- **REQUEST**
Which lines hold the word "styled"? Copy each one.

========================================================================

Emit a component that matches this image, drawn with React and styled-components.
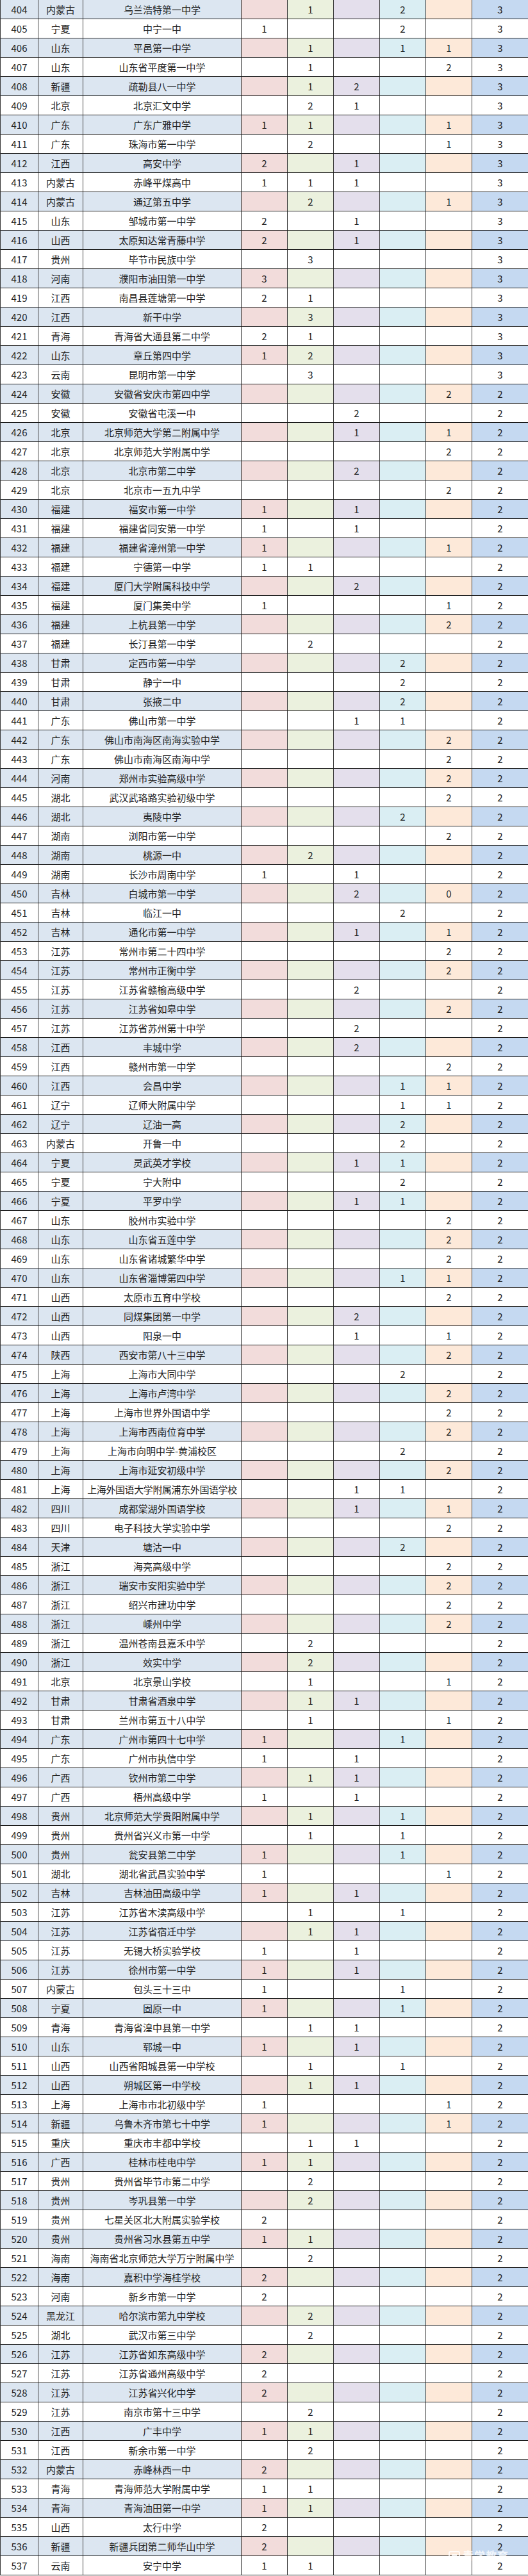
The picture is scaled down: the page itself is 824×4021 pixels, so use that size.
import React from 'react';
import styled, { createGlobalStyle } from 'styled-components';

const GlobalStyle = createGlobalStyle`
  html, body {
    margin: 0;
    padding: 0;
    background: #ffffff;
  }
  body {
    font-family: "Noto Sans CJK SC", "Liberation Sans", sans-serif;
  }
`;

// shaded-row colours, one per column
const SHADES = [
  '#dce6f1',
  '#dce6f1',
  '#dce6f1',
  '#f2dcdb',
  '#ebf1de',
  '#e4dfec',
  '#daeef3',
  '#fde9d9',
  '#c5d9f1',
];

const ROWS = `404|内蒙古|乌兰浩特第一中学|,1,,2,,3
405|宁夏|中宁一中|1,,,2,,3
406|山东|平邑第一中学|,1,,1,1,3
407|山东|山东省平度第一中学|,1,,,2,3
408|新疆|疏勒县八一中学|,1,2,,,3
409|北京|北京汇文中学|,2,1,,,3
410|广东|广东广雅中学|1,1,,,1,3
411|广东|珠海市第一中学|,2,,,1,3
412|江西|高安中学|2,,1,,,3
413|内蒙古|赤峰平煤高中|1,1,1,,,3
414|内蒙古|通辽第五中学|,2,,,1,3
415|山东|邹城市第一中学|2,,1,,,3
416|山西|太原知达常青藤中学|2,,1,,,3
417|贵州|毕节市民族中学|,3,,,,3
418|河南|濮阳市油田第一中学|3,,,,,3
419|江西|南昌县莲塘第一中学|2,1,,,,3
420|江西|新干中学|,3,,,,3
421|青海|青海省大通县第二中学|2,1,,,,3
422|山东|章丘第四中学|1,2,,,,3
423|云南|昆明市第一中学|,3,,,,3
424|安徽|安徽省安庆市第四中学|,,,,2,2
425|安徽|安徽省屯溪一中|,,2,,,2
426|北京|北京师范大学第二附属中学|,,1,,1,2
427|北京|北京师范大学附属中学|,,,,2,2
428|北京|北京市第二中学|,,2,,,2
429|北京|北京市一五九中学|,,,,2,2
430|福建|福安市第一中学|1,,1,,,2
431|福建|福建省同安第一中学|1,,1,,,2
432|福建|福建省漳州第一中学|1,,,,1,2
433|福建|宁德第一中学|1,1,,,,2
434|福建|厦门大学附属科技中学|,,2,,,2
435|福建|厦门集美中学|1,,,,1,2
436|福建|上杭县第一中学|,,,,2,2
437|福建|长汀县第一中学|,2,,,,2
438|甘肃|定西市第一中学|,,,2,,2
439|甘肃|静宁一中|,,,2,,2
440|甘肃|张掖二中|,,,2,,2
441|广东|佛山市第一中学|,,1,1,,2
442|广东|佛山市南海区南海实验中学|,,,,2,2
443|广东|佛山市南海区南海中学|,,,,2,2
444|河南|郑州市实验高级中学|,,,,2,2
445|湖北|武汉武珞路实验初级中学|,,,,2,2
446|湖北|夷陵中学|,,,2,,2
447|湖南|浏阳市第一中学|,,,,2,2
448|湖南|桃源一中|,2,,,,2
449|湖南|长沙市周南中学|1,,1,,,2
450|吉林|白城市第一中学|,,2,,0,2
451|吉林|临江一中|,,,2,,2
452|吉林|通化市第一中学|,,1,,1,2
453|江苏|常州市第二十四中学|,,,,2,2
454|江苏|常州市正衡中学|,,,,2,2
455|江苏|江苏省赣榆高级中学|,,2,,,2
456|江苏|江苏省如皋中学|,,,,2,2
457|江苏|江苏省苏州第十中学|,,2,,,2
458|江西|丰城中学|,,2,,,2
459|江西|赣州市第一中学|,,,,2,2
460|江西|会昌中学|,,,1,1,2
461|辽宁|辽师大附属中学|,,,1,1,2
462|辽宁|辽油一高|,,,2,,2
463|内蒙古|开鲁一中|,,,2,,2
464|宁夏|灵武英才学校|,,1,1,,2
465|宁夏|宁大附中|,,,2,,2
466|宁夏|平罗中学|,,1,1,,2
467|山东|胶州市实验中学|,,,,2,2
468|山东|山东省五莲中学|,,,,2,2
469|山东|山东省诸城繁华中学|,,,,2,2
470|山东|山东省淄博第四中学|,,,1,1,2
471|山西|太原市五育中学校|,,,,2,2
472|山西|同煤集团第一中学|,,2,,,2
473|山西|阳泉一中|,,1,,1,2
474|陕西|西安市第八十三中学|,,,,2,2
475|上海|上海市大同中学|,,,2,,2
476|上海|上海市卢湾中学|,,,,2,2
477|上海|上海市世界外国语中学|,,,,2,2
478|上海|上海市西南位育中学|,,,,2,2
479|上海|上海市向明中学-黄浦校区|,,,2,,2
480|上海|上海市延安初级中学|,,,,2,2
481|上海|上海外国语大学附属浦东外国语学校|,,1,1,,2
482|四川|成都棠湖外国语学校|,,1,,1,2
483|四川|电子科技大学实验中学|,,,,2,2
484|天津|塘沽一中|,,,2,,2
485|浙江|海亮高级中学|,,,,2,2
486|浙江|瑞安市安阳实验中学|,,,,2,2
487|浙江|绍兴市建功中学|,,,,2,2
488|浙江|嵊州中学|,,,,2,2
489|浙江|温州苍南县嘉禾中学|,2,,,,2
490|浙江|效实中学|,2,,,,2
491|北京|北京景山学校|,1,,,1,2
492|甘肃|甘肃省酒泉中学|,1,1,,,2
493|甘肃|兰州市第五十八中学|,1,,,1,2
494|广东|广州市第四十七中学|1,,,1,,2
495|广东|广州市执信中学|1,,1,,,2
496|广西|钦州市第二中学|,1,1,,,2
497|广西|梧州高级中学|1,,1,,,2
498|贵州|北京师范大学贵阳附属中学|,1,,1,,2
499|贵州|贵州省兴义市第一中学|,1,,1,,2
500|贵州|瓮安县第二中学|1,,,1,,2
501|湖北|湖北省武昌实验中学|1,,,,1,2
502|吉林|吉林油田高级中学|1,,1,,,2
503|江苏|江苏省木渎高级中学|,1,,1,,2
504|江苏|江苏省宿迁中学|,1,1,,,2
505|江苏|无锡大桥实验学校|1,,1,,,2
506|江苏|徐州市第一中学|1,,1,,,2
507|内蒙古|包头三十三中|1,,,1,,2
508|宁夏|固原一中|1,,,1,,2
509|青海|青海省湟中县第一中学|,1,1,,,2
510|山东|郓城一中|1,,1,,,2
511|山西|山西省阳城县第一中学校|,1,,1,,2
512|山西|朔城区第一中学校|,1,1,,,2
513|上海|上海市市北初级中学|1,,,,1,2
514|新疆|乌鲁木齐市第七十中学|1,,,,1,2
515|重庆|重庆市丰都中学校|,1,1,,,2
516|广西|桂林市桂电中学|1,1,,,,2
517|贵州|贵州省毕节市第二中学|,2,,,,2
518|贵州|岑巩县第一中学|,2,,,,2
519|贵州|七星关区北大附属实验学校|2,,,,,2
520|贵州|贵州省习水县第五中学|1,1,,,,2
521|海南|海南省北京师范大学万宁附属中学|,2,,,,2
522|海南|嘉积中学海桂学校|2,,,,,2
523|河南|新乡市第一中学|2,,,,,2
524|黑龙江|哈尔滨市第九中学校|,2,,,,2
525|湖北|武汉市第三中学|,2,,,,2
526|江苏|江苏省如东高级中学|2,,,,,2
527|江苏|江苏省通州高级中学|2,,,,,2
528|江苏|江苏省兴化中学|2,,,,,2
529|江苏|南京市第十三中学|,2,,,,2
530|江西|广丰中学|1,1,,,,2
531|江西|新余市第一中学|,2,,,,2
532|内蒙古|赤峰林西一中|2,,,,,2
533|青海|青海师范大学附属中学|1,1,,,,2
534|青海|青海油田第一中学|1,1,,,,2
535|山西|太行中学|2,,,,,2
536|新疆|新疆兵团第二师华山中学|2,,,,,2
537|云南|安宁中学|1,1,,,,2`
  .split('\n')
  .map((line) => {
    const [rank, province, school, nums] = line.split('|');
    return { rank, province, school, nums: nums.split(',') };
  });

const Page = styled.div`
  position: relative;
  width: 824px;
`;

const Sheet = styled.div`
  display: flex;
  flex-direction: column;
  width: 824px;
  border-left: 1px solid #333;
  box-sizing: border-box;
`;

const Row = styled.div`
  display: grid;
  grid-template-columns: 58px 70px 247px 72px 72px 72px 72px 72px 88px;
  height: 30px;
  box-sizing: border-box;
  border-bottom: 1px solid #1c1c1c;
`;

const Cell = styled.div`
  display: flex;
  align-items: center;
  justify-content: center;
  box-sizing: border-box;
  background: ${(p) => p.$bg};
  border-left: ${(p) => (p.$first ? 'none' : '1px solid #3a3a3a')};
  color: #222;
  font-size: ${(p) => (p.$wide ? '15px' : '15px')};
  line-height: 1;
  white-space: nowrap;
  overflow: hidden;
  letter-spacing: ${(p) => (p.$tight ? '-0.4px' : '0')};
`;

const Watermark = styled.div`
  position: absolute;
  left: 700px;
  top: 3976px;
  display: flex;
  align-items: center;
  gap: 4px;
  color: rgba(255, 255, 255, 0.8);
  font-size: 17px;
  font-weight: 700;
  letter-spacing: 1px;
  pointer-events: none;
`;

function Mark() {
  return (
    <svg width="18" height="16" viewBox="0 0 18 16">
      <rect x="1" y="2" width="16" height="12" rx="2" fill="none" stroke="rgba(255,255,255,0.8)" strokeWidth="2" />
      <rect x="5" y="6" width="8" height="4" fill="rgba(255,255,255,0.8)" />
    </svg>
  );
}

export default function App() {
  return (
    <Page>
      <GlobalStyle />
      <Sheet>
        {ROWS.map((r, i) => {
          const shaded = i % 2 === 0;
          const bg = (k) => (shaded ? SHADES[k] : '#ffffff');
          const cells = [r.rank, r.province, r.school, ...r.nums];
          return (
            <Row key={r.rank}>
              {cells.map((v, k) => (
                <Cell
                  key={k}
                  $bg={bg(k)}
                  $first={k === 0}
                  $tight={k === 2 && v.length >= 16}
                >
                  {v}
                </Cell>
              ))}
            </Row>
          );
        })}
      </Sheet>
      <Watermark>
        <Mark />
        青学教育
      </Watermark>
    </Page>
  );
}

========================================================================

- **RESULT OF THIS TASK**
Emit a component that matches this image, drawn with React and styled-components.
import styled, { createGlobalStyle } from 'styled-components';
const Page = styled.div`
const Sheet = styled.div`
const Row = styled.div`
const Cell = styled.div`
const Watermark = styled.div`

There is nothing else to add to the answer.